Recall that the memo's function was simply to expound on whether openly carrying a firearm might per se warrant a charge of disorderly conduct, which is ultimately a question for the district attorney.
How police officers in the field deal with Wisconsinites wandering about armed on city streets is a different story. Indeed, the memo wasn't even addressed to police officers, so in that sense alone, Chief Flynn's advice to the rank and file is perfectly appropriate.
It's like saying, 'Don't read John Chisholm's inter-office mail.'
Anyway, Jeff Wagner's recent pontifications are in service of congratulating the Deputy Chief of Police in Waukesha, Wayne Dussault. Dussault, enthuses Wagner, is a law enforcement officer who "actually believes in following the law." As opposed to Edward Flynn, apparently, who actually doesn't believe in following the law.
What Dussault told the Milwaukee Journal-Sentinel, however, is that carriers of "exposed and holstered handguns" will only be "observ[ed to] see if they're committing any actions that draw suspicion."
Observed for how long, for which actions, and by how many officers, he doesn't say. (And prospective open keepers and bearers may want to further bear that potential commitment of LE resources in mind.)
Except among the several hypothetical scenarios proffered by Van Hollen, Dussault's relatively innocuous situation won't be found.

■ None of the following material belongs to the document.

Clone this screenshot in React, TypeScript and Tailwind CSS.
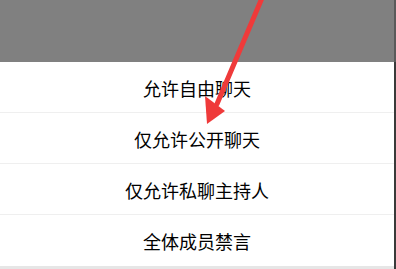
const options = ["允许自由聊天", "仅允许公开聊天", "仅允许私聊主持人", "全体成员禁言"];

function Arrow() {
  return (
    <svg
      className="absolute left-0 top-0 pointer-events-none"
      width="396"
      height="269"
      viewBox="0 0 396 269"
    >
      <line x1="262" y1="-2" x2="217" y2="104" stroke="#ef3a3a" strokeWidth="5" strokeLinecap="round" />
      <polygon points="205,96 225,111 207,124" fill="#ef3a3a" />
    </svg>
  );
}

export default function App() {
  return (
    <div
      className="relative w-[396px] h-[269px] overflow-hidden flex bg-white"
      style={{ fontFamily: '"Noto Sans CJK SC", "Noto Sans", sans-serif' }}
    >
      <div className="flex-1 flex flex-col">
        <div className="h-[62px] bg-[#808080]" />
        {options.map((label, i) => (
          <div
            key={label}
            className={
              "h-[51px] flex items-center justify-center pt-[2px] text-[18px] text-black bg-white " +
              (i < options.length - 1 ? "border-b border-[#efefef]" : "")
            }
          >
            {label}
          </div>
        ))}
        <div className="flex-1 bg-[#e6e6e6]" />
      </div>
      <div className="w-[2px] flex flex-col">
        <div className="h-[62px] bg-[#5a5a5a]" />
        <div className="flex-1 bg-[#3a3a3a]" />
      </div>
      <Arrow />
    </div>
  );
}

Instead Van Hollen contemplates, for example, a shotgun-bearing hunter "quietly tracking game" along a "crowded street" who may or may not be overheard "barking" at passersby.
And that manner of activity, affirmed Dussault, "would be approached differently." Who knows, the said urban hunter may even have to be "taken down," as Chief Flynn suggested.

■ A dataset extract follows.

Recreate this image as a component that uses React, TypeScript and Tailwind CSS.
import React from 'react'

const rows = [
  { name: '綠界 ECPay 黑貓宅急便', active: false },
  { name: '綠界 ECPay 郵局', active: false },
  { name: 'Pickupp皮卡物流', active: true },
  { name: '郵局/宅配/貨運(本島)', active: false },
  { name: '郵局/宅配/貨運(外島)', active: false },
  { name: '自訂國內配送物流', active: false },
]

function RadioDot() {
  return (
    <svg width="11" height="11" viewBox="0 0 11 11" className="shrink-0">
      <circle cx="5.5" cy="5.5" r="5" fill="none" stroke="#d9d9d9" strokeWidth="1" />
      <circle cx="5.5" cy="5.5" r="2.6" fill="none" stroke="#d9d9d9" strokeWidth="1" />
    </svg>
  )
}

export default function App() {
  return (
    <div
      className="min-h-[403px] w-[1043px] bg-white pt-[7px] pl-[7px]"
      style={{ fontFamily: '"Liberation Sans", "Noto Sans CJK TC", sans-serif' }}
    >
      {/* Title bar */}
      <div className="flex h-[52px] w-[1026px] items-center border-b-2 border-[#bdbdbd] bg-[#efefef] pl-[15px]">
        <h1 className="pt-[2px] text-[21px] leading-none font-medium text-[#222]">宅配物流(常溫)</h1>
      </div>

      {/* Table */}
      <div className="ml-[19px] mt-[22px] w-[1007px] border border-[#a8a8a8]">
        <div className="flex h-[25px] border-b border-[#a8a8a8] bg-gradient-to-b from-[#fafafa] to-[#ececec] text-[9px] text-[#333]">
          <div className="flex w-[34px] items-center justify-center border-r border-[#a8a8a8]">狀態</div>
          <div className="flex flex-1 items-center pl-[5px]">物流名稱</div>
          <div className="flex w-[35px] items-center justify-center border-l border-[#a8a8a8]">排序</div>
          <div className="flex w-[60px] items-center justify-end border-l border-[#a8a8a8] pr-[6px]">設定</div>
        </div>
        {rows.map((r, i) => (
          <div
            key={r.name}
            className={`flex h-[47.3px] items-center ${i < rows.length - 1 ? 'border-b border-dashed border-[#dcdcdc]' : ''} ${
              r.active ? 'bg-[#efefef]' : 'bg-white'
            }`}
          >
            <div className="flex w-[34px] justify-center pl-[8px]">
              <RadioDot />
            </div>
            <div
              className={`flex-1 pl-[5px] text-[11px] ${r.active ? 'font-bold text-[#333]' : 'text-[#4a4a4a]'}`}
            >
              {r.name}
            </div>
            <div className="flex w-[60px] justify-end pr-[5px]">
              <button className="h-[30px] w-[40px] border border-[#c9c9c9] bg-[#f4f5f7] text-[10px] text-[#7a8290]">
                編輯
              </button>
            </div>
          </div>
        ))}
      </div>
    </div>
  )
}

Like AG Van Hollen himself memorandum'd, by way of citing a series of U.S. and Wisconsin Supreme Court decisions governing police action obtaining from legally permissible inferences of reasonable suspicion, it "depends on the totality of the circumstances":
Even though open carry enjoys constitutional protection, it may still give rise to reasonable suspicion when considered in totality. It is not a shield against police investigation or subsequent prosecution.And the cases teach that among such circumstances are those where a suspect may warrant being "taken down." That is, after all, the memo's bottom line: It depends. But everybody already knew that.
One should be grateful to Chief Flynn if not for his demonstrated commitment to maintaining public safety on the streets of Milwaukee, then at least for his ability to prod the local conservative blogogentsia to even more fantastical flights of silliness.
P.S. And that would be Townes Van Zandt's Pancho and Lefty. A poncho is a Peruvian Snuggie™ where Willie Nelson stashes his bud.
6 comments:
Some, Van Hollen said, mistakenly believed the mere act of wearing a handgun in a visible holster amounted to a violation of the disorderly conduct statute. His advisory was most clear on that point.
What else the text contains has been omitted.